In stoppage time, Saints had a free-kick that the Ayr goalie made a mess of. As he went to recover it, the ball - and the goalie's head - were booted. 99 times out of a hundred it would have been a free-kick but, for some reason, this was the one time the ref waved play on. The Ayr defence tried desperately to scramble it clear but it eventually went to a man in a red shirt at the edge of the box. After playing keepy uppie, with thousands of Saints fans screaming at him to shoot, he finally decided to do just that - and an exocet flew into the top corner. To quote Dougie Vipond on the end of season video: "Paul McKnight had done it again."

I'm fairly certain that's the most I've ever celebrated a Saints goal (terracing rather than seats helped). Me, my dad and brother ran about all over the place as fans flooded onto the pitch. Even now, I'm getting teary eyed just writing this. Play eventually resumed with a few thousand Buddies gleefully singing "Championees". Except we weren't. Because Caley Thistle hadn't equalised after all and had lost 2-1. The fact we were still going up as Falkirk had secured a top three place meaning no play-offs seemed irrelevant. Only St Mirren could make promotion feel like a disappointment.
The next week just dragged and dragged - but it passed in an instant compared to the first half of the final home game against Raith Rovers. In front of an expectant home crowd, Saints struggled (stop me if you've heard this one before) and needed Tommy Turner to hack one off the line to stop things getting even worse. A win would be enough but that seemed very unlikely likely after a nervy 45 minutes.
A repeat in the second half would mean we'd need to head to Inverness looking for a result. Clearly, Mark Yardley couldn't be arsed with that and crashed one in five minutes after the restart. Steven McGarry added a glorious header from Shuggy Murray's cross and Barry McLaughlin headed in the third before we'd even reached an hour. Party time in Paisley.

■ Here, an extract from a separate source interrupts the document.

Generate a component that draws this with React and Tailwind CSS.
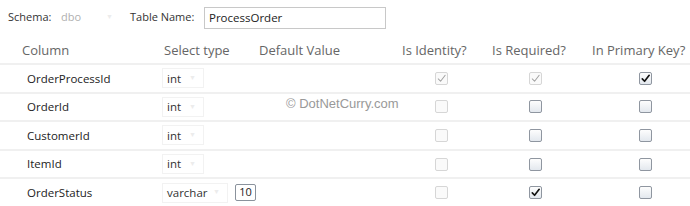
import React from 'react';

const rows = [
  { name: 'OrderProcessId', type: 'int', identity: 'checked', required: 'dimChecked', pk: true },
  { name: 'OrderId', type: 'int', identity: 'off', required: 'on', pk: false },
  { name: 'CustomerId', type: 'int', identity: 'off', required: 'on', pk: false },
  { name: 'ItemId', type: 'int', identity: 'off', required: 'on', pk: false },
  { name: 'OrderStatus', type: 'varchar', size: '10', identity: 'off', required: 'checkedOn', pk: false },
];

const Tick = ({ dark }) => (
  <svg viewBox="0 0 12 12" className="w-[11px] h-[11px]">
    <path
      d="M2.5 6.5 L5 9 L10 2.5"
      fill="none"
      stroke={dark ? '#111' : '#a0a0a0'}
      strokeWidth={dark ? 1.8 : 1.1}
      strokeLinecap="round"
      strokeLinejoin="round"
    />
  </svg>
);

const Box = ({ state }) => {
  const disabled = state === 'off' || state === 'checked' || state === 'dimChecked';
  const checked = state !== 'off' && state !== 'on';
  const dark = state === 'checkedOn' || state === 'pk';
  return (
    <div
      className={`w-[13px] h-[13px] rounded-[2px] border flex items-center justify-center ${
        disabled
          ? 'border-[#d6d6d6] bg-[#fafafa]'
          : 'border-[#8f96a0] bg-gradient-to-b from-[#fdfdfd] to-[#e3e8ee]'
      }`}
    >
      {checked && <Tick dark={dark} />}
    </div>
  );
};

const TypeSelect = ({ value, wide }) => (
  <div
    className={`h-[20px] ${wide ? 'w-[66px]' : 'w-[42px]'} border border-[#f2f2f2] flex items-center justify-between pl-[4px] pr-[7px] text-[#333]`}
  >
    <span>{value}</span>
    <span className="text-[7px] text-[#ececec]">▼</span>
  </div>
);

export default function App() {
  return (
    <div className="w-[690px] h-[206px] bg-white overflow-hidden relative font-['Open_Sans',sans-serif] text-[#333]">
      <div className="flex items-center h-[34px] pt-[1px] text-[11px]">
        <span className="ml-[8px] w-[53px]">Schema:</span>
        <div className="w-[56px] flex items-center justify-between pr-[4px] text-[#b0b0b0]">
          <span>dbo</span>
          <span className="text-[7px] text-[#ececec]">▼</span>
        </div>
        <span className="ml-[13px] w-[74px]">Table Name:</span>
        <div className="w-[182px] h-[22px] border border-[#c8c8c8] flex items-center pl-[4px] text-[11.5px] text-[#222]">
          ProcessOrder
        </div>
      </div>

      <div className="grid grid-cols-[164px_95px_143px_90px_100px_1fr] h-[28px] pt-[4px] items-center text-[13px] text-[#666] mt-[1px]">
        <span className="pl-[22px]">Column</span>
        <span>Select type</span>
        <span>Default Value</span>
        <span>Is Identity?</span>
        <span>Is Required?</span>
        <span>In Primary Key?</span>
      </div>

      <div className="border-t-2 border-[#f0f0f0]">
        {rows.map((r) => (
          <div
            key={r.name}
            className="grid grid-cols-[162px_273px_94px_110px_1fr] h-[28.6px] items-center border-b-2 border-[#f0f0f0] text-[11.5px]"
          >
            <span className="pl-[27px] text-[#222]">{r.name}</span>
            <div className="flex items-center gap-[7px]">
              <TypeSelect value={r.type} wide={r.type === 'varchar'} />
              {r.size && (
                <div className="w-[21px] h-[17px] border border-[#8a929c] rounded-[2px] flex items-center justify-center text-[11px] text-[#222]">
                  {r.size}
                </div>
              )}
            </div>
            <Box state={r.identity} />
            <Box state={r.required} />
            <Box state={r.pk ? 'pk' : 'on'} />
          </div>
        ))}
      </div>

      <div className="absolute left-[286px] top-[94px] text-[13px] text-[#999] font-['Liberation_Sans',Arial,sans-serif]">
        © DotNetCurry.com
      </div>
    </div>
  );
}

If the first half had dragged, the final half hour flew by as we got ready for the celebrations at full-time. More than a few tears were shed as a glorious season got the finale it deserved. Having seen so many teams celebrating trophy wins on TV over the years, it was incredible to finally experience my own team having achieved some success.
The Saints were back and the bubble hadn't burst – until a week later, when a makeshift team that was probably still drunk got tonked 5-0 at Inverness. No Buddie cared – all that mattered was the open top bus on a sunkissed Paisley the day after. Sadly, that was to be the last time the Millennium Champions played together, as, amongst other things, Junior Mendes headed to Dunfermline and Barry Lavety leaving due to injury.



The majority of the top flight season is best forgotten – and as that's not what this is about, that's what I'll do. Instead, as we mark 20 years to the day since the title was won against Raith Rovers, I'll think about that win over Dunfermline, destroying Morton at Cappielow, going crazy in my living room as we turned things round against Raith Rovers, those Paul McKnight goals and the party in Paisley.
Favourite season following St Mirren? Millennium Champions mate.